------ ENTRIES

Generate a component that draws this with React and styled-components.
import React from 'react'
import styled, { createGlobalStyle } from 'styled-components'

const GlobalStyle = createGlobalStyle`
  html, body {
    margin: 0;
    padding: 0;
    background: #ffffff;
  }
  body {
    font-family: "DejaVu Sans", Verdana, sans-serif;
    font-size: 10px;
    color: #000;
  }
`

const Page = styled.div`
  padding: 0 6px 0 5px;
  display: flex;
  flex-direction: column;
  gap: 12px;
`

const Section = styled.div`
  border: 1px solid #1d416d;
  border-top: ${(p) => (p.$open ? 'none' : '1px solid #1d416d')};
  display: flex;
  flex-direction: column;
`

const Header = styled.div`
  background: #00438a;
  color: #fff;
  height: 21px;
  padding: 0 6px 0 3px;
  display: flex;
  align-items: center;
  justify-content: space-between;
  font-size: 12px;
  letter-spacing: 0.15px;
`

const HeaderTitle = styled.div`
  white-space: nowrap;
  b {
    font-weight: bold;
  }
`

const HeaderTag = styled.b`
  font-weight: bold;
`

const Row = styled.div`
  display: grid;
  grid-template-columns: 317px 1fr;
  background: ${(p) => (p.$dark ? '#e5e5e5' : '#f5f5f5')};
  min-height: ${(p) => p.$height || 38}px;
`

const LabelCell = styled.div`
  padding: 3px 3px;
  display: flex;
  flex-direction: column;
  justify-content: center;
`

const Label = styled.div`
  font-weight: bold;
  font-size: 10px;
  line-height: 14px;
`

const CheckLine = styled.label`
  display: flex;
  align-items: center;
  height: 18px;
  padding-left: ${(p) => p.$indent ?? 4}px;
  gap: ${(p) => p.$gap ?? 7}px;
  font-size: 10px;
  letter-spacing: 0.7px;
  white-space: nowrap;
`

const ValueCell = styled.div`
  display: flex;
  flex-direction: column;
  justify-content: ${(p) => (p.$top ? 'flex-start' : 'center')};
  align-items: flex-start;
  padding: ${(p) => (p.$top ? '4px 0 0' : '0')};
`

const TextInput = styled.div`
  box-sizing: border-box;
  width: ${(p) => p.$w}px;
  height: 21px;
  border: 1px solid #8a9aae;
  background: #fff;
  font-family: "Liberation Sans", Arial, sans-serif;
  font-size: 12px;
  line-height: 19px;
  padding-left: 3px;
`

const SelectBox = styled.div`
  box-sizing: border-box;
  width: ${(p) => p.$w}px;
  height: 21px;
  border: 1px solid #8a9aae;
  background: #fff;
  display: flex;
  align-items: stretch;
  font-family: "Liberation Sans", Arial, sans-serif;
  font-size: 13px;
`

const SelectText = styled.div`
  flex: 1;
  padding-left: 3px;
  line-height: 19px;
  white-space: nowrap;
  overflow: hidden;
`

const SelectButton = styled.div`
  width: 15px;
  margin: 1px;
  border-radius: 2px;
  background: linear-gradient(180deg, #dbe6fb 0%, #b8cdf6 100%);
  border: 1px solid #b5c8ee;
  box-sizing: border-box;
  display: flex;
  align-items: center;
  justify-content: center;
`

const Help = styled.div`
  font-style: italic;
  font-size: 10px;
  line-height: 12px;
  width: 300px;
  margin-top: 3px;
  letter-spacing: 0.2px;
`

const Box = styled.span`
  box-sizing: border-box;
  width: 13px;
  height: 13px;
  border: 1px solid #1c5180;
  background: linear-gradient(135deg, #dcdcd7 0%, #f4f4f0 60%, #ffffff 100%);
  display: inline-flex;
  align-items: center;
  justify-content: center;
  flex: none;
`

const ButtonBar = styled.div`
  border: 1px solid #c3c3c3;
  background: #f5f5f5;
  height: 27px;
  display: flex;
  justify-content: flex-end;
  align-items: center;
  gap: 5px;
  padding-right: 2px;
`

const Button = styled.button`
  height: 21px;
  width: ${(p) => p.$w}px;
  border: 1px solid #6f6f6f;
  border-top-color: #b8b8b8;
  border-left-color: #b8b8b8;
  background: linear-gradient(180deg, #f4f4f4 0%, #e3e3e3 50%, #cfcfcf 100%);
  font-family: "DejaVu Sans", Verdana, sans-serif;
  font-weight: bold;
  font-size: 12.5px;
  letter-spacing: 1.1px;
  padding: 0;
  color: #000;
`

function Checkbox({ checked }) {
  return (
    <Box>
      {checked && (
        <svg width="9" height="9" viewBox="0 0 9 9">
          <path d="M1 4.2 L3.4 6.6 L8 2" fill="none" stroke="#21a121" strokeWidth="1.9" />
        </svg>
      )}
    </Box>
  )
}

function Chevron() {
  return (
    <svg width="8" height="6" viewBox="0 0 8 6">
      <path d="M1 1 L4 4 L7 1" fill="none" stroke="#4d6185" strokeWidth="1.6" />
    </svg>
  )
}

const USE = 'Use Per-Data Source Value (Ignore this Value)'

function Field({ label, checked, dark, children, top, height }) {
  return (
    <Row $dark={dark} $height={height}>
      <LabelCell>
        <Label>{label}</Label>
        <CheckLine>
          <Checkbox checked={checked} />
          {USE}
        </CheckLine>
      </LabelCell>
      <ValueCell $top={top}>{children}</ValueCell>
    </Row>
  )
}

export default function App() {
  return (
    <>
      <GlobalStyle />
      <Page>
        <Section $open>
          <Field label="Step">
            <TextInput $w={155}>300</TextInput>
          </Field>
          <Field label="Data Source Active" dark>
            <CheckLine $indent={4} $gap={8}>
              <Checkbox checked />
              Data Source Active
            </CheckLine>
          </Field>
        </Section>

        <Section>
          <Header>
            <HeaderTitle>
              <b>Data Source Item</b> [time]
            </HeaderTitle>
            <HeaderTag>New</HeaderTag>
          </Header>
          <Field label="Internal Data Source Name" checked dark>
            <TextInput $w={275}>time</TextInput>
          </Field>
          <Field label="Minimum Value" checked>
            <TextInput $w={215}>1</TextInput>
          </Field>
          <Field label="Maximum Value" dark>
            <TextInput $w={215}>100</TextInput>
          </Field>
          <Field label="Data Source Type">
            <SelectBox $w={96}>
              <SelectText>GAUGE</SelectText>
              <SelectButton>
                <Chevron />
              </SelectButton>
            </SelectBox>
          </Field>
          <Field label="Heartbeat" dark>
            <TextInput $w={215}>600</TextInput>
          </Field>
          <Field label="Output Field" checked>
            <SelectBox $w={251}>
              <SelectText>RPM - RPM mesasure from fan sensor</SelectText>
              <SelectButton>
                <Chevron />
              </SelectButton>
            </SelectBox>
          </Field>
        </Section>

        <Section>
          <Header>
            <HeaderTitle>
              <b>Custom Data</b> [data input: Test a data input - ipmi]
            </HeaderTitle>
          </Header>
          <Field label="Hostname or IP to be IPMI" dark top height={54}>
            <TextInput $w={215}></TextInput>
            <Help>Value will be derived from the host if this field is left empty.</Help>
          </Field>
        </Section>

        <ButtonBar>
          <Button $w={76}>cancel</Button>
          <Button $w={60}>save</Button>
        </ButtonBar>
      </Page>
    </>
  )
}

------------
------ ENTRIES

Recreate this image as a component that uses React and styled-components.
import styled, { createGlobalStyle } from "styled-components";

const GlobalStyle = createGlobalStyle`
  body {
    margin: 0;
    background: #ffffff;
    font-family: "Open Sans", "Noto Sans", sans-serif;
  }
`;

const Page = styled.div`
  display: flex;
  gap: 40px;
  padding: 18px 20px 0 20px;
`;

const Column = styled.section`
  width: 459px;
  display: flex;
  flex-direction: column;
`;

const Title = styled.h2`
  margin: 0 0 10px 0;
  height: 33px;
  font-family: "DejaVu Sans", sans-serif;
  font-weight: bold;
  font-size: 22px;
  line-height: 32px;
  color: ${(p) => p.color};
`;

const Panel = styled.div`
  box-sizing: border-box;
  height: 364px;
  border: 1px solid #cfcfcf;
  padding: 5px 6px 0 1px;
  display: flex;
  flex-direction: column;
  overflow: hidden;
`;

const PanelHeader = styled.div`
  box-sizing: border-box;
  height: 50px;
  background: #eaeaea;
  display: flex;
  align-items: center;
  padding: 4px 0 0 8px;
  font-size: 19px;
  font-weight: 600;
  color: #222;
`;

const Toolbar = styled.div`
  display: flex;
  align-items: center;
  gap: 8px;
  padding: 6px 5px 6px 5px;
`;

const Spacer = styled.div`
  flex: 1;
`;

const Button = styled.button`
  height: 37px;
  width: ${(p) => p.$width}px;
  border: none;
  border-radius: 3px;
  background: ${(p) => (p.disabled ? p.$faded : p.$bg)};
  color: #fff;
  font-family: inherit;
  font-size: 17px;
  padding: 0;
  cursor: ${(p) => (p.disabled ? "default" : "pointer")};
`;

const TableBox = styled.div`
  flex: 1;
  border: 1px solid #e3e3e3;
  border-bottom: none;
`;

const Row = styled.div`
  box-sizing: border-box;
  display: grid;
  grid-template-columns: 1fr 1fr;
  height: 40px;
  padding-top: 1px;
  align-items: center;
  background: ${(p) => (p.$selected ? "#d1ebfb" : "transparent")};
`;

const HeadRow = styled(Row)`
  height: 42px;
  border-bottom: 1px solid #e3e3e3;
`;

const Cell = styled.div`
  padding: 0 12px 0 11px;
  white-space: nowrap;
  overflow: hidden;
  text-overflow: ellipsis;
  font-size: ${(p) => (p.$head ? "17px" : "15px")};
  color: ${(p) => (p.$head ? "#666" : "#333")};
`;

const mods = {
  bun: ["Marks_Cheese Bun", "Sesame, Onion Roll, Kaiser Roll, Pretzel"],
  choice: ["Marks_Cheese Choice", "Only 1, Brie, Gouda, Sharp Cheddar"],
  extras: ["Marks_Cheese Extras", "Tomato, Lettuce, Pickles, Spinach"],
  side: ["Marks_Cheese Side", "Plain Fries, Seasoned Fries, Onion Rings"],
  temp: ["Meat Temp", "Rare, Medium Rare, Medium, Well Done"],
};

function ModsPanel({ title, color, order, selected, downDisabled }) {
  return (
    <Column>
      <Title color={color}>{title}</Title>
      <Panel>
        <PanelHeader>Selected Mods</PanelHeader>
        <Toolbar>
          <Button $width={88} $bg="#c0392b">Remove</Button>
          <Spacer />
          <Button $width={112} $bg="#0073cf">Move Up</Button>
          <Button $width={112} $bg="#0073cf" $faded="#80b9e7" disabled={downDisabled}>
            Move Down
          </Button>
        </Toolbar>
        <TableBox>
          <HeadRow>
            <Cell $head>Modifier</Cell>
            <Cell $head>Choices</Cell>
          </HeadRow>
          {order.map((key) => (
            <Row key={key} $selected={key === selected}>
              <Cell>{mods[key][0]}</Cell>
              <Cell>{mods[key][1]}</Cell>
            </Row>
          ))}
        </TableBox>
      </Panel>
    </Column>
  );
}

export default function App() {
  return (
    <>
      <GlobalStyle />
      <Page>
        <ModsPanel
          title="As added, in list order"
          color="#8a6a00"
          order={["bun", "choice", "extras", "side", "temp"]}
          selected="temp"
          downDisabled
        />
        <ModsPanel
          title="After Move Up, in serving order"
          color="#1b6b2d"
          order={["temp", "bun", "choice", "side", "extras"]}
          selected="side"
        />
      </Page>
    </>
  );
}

------------

STATED EXERCISE: Extract lines where the string "that" occurs.

RESPONSE TO THE EXERCISE:
Generate a component that draws this with React and styled-components.
Recreate this image as a component that uses React and styled-components.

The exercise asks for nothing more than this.